Hugh Broughton Architects has added a new visitors centre and an oxidised-steel extension to the Henry Moore Studios and Garden in Hertfordshire – the site of the artist's former home.
The architects focused on reusing and extending existing buildings, thereby minimising impact on the estate and preserving the environment, which was cherished by the Moore family.
Moore, who passed away in 1986, was best known for his large and semi-abstract bronze sculptures, which are synonymous with the modernist movement.
"Moore has often been described as parsimonious, making do with what was found, and that approach extended to this estate," Hugh Broughton told Dezeen. "There is therefore a degree of symmetry in the strategy taken to reuse existing buildings rather than make new."
The new visitors centre, an extension of the existing Dane Tree House – acquired by the Foundation in 1977 – includes a shop and cafe; a space for education and events; meeting rooms and improved working spaces for staff.
The cafe's floor-to-ceiling windows open on to the artist's 70-acre estate of sculpture gardens and studios.
"The design of the visitor centre was developed to reinforce relationships of the visitor with the sculpture and the landscape, hence the extent of glazing and the way in which the gardens come right up to the elevations," Broughton said.
For the first time, the entire Henry Moore Archive has been brought together under one roof in another new structure. Nearly 750,0000 items – including Moore's letters, books, photographic prints, negatives and films – are now housed in the archive.
The archive building is made up of an existing house that has been fully refurbished, re-presented and extended so it complies with national standards for the conservation of archive material.
The architecture firm's sensitivity to the surrounding environment and to Moore's art is apparent in its choice of materials, including oxidised steel panels – selected to complement the woodland – and the use of sweet chestnut cladding for the visitors' centre.
The archive building includes an oak reading room, six climate-controlled rooms, and a further project space for the digitisation and conservation of materials.
"The architecture of the new elements wraps around the old and is intentionally modernist in approach, with a rigorous arrangement of columns, flat roofs and overhanging eaves rooting the building to Moore's own epoch while also aiming at a degree of visual reticence within this rural setting," Broughton said.
Hugh Broughton Architects had been appointed to develop a masterplan for a two-phase extension to the estate in Perry Green in 2008.
"The brief we were given called for robust, economic and intelligent designs with high levels of energy efficiency achieved with buildings," Broughton said.
In 2011, the firm completed a new library, archive and new sculpture store on the site. The second phase was completed by the architects in late 2016.

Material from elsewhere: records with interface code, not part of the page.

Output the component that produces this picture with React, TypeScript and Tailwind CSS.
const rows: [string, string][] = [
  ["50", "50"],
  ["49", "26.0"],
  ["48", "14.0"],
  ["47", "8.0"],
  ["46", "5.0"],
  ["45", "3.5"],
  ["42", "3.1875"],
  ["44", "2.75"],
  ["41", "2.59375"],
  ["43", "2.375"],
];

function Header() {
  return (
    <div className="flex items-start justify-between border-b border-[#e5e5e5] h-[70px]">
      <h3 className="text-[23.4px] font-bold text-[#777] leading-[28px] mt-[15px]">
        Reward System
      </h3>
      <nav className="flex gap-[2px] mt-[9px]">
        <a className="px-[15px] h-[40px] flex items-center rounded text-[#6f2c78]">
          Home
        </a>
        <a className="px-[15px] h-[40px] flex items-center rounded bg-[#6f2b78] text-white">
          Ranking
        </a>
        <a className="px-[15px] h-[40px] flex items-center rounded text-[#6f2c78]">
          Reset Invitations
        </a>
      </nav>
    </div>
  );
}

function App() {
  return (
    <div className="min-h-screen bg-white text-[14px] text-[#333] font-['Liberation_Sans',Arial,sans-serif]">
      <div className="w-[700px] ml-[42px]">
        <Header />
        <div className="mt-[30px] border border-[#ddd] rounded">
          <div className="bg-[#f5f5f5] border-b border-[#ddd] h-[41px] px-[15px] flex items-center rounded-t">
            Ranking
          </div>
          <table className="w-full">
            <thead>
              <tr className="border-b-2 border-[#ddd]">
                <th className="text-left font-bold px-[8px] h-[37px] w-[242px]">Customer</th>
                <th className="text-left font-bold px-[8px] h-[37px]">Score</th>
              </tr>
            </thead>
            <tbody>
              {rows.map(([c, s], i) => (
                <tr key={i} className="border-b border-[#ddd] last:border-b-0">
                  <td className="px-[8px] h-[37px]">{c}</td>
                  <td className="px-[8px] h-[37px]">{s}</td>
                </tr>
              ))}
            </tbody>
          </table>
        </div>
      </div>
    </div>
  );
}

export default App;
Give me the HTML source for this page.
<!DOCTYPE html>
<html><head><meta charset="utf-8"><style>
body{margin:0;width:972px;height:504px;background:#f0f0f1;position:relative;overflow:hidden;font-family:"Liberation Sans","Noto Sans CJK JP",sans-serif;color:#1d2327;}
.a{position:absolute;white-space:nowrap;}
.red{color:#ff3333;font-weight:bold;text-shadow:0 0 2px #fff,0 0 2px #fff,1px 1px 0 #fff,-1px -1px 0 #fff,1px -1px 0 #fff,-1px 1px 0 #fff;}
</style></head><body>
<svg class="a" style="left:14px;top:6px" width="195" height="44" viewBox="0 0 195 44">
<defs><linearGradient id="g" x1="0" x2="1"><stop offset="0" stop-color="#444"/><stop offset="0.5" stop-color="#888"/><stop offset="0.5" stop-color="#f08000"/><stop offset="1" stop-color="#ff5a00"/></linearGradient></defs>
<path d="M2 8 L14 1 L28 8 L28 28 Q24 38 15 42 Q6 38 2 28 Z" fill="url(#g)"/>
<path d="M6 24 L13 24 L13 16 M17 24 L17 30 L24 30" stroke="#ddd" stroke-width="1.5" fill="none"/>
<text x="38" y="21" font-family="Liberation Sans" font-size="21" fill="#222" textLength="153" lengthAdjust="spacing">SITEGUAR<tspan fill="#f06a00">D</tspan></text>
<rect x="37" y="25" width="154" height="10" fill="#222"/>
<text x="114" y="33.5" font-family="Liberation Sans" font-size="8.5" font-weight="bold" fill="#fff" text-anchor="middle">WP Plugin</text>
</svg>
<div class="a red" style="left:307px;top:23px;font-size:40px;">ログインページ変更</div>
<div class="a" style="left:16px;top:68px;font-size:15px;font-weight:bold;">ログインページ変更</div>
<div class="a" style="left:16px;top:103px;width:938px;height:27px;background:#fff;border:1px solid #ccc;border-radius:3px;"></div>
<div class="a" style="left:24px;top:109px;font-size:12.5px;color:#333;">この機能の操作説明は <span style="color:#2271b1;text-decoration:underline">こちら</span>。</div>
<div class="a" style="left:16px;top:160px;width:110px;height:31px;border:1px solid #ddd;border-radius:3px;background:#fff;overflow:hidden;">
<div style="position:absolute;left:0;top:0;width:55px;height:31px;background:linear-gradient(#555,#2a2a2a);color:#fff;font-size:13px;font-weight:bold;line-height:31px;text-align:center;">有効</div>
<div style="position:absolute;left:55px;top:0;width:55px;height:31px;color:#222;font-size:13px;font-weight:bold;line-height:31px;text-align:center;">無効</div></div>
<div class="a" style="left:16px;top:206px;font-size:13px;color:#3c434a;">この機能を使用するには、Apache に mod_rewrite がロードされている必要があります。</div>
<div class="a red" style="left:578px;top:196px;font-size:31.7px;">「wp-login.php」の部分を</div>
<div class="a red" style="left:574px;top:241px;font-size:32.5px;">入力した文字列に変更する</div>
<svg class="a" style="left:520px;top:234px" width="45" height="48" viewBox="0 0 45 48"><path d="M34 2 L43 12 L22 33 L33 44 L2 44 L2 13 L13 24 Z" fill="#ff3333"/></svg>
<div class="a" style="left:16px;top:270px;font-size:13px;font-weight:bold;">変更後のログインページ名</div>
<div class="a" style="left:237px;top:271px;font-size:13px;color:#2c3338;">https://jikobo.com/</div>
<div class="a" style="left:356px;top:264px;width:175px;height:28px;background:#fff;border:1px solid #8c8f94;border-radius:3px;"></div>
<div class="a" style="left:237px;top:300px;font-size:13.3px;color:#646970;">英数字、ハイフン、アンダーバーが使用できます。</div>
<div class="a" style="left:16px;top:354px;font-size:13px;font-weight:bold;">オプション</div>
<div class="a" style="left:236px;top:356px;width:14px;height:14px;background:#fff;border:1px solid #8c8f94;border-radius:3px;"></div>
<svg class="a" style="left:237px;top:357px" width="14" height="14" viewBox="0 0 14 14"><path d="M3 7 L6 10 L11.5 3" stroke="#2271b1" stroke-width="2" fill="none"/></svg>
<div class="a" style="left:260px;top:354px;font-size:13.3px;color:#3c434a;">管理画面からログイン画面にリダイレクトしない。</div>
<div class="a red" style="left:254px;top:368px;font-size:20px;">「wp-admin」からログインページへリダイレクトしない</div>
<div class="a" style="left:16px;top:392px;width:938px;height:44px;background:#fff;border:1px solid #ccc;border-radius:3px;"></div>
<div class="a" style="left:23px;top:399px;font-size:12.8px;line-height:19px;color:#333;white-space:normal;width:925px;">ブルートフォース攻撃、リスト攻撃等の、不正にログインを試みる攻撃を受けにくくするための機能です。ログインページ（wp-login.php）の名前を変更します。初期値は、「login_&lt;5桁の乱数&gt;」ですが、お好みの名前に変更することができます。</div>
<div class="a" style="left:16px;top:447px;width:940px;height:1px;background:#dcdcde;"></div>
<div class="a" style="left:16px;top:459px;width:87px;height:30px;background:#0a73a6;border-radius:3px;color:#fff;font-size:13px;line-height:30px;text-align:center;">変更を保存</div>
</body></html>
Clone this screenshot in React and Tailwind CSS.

To mark the Henry Moore Foundation's 40th anniversary, the artist's studio and gardens launched a new exhibition, Becoming Henry Moore, on Friday 14 April. It will run until 22 October 2017.
Hugh Broughton Architects was also behind the Halley VI Antarctic Research, the world's first mobile research centre on the floating Brunt Ice Shelf Station, designed for the British Antarctic Survey. The research centre picked up attention towards the end of 2016, after it was discovered that it could be trapped on an iceberg and needed to be towed 23 kilometres to a new location.